Lebensgeschichte
Tiefdruckgebiet KERSTIN
(getauft
am 02.10.2018)
Im
Laufe des 02.10.2018 entwickelte sich entlang einer sich wellenförmig deformierenden
Front des nahe der Färöer-Inseln liegenden Tiefdrucksystems JESSIKA ein neuer
Tiefdruckwirbel, der anhand der Analysekarte von 00 Uhr UTC, was 1 Uhr MEZ
entspricht, des 02.10. auf den Namen KERSTIN getauft wurde. Zum Zeitpunkt der
Analyse befand sich das Zentrum des Wirbels KERSTIN, von dem sowohl eine Warm-
als auch eine Kaltfront ausgingen, mit einem Druck von knapp 1020 hPa östlich
von Neufundland über dem Atlantik. Während die Warmfront sich vom Kern nach
Osten erstreckte und sich noch über dem Atlantik mit der Kaltfront des Tiefs
JESSIKA verband, reichte die Kaltfront nach Südwesten und ging östlich von Nova
Scotia ebenfalls in das Frontensystem eines anderen Wirbels über.
Sich
verstärkend verlagerte sich der Tiefdruckwirbel KERSTIN im Tagesverlauf nach
Osten und befand sich um 00 Uhr UTC des 03.10. über dem zentralen Nordatlantik,
in etwa auf der gedachten Schnittlinie vom ostgrönländischen Tasiilaq und den
Orkney-Inseln im Norden Schottlands.
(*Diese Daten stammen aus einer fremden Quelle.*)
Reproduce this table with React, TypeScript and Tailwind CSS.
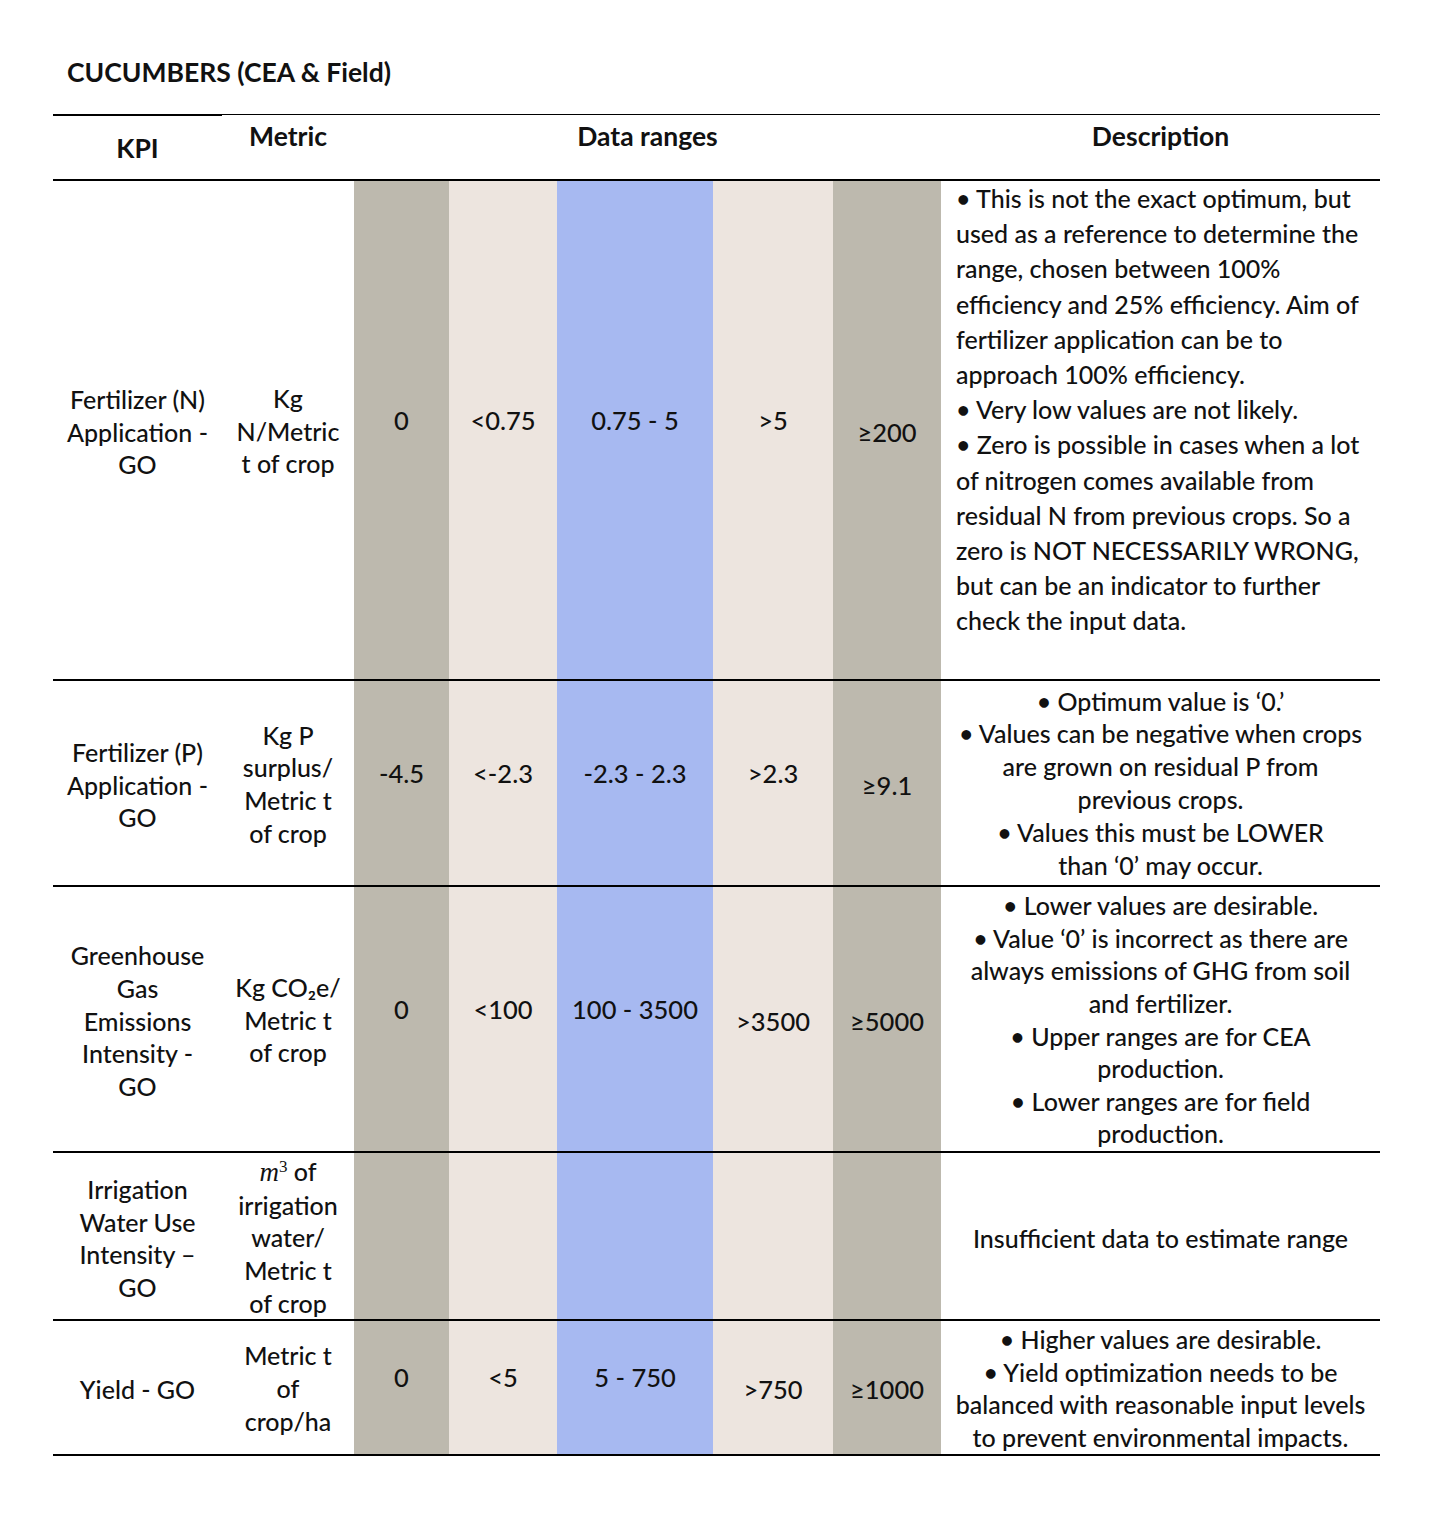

Vom Zentrum, dessen Kerndruck in den
vergangenen 24 Stunden um 15 hPa gefallen war, reichte die Warmfront bis über
Nordwales, wo sie sich weiterhin mit dem Frontensystem des von den Färöer-Inseln
nach Gotland gezogenen Tiefs JESSIKA verband, während die ihr nacheilende
Kaltfront einen weiten Bogen über den Atlantik nach Südwesten beschrieb. Hebungsprozesse im
Kernbereich des Wirbels sowie entlang dessen Frontenausläufern hatten die
Entwicklung ausgeprägter Niederschlagsbänder zur Folge, die mit der Warmfront
zunächst Schottland streiften und sich in der Nacht auf den 04.10. Richtung
Norwegen verlagerten. Dabei fielen durch teils schauerartig verstärkten Regen
binnen 24 Stunden bis 06 Uhr UTC des darauffolgenden Tages in Stornoway 5,8 mm,
in Lerwick 10,2 mm und am Flughafen von Kirkwall 12,8 mm Niederschlag. Etwas
ergiebiger, wenn auch lokal sehr unterschiedlich, fielen die Niederschläge im
Kernbereich des nach Nordosten voranschreitenden Wirbels über Island aus:
Während in Reykjavík 6,9 mm anfangs mit Schnee vermengter, leichter Regen fiel,
wurden bei anhaltenden, leichtem bis mäßigem Regen an der Messstation auf der
Landzunge Dalatangi bis zu 17,3 mm in 24 Stunden erfasst.
Zum
04.10. hatte das Zentrum des Tiefdruckwirbels KERSTIN gegen 00 Uhr UTC bereits
Island erreicht. Vom Kern, dessen Druck auf unter 990 hPa gefallen war,
erstreckte sich eine Okklusionsfront nach Osten. Als Okklusionsfront wird
eine oft regenreiche Mischfront verstanden, die aus dem Zusammenschluss von
Warm- und nacheilender Kaltfront entsteht und die Eigenschaften beider in sich
vereint. Die Stelle, an der beide Frontensysteme ineinander übergehen, wird
dabei als Okklusionspunkt bezeichnet, welcher sich zum Analysezeitpunkt nahe den
Färöern befand. Von dort reichte die Warmfront über die Nordsee hinweg bis über
Köln und die ihr folgende Kaltfront in einem weiten Bogen über den Atlantik
nach Südwesten, wo sie sich mit dem Frontensystem des ehemaligen Tropensturms
LESLIE verband. Hatten tags zuvor die Niederschläge im Bereich der Warmfront
Großbritannien nur im Norden Schottlands gestreift, brachte die von Westen
folgende Kaltfront auch Irland, Wales sowie erneut Schottland und Teilen
Nordenglands Regen. Beispielsweise registrierten die Messgeräte binnen 24
Stunden im walisischen Capel Curig 9,2 mm, am schottischen Loch Glascarnoch
11,6 mm und im nordenglischen Shap bis zu 19,4 mm. Im irischen Oak Park bei
Carlow wurden im selben Zeitraum 8,0 mm, am Flughafen von Dublin 11,5 mm und im
südlich davon gelegenen Casement Aerodrome 19,0 mm Regen gemessen. Demgegenüber
fielen im Süden Englands trotz überwiegend dichter Bewölkung meist unter einem
halben Millimeter Regen oder Sprühregen, vielerorts blieb es auch gänzlich
trocken. Nachdem die Niederschläge entlang der Warmfront in der Nacht zum 04.10.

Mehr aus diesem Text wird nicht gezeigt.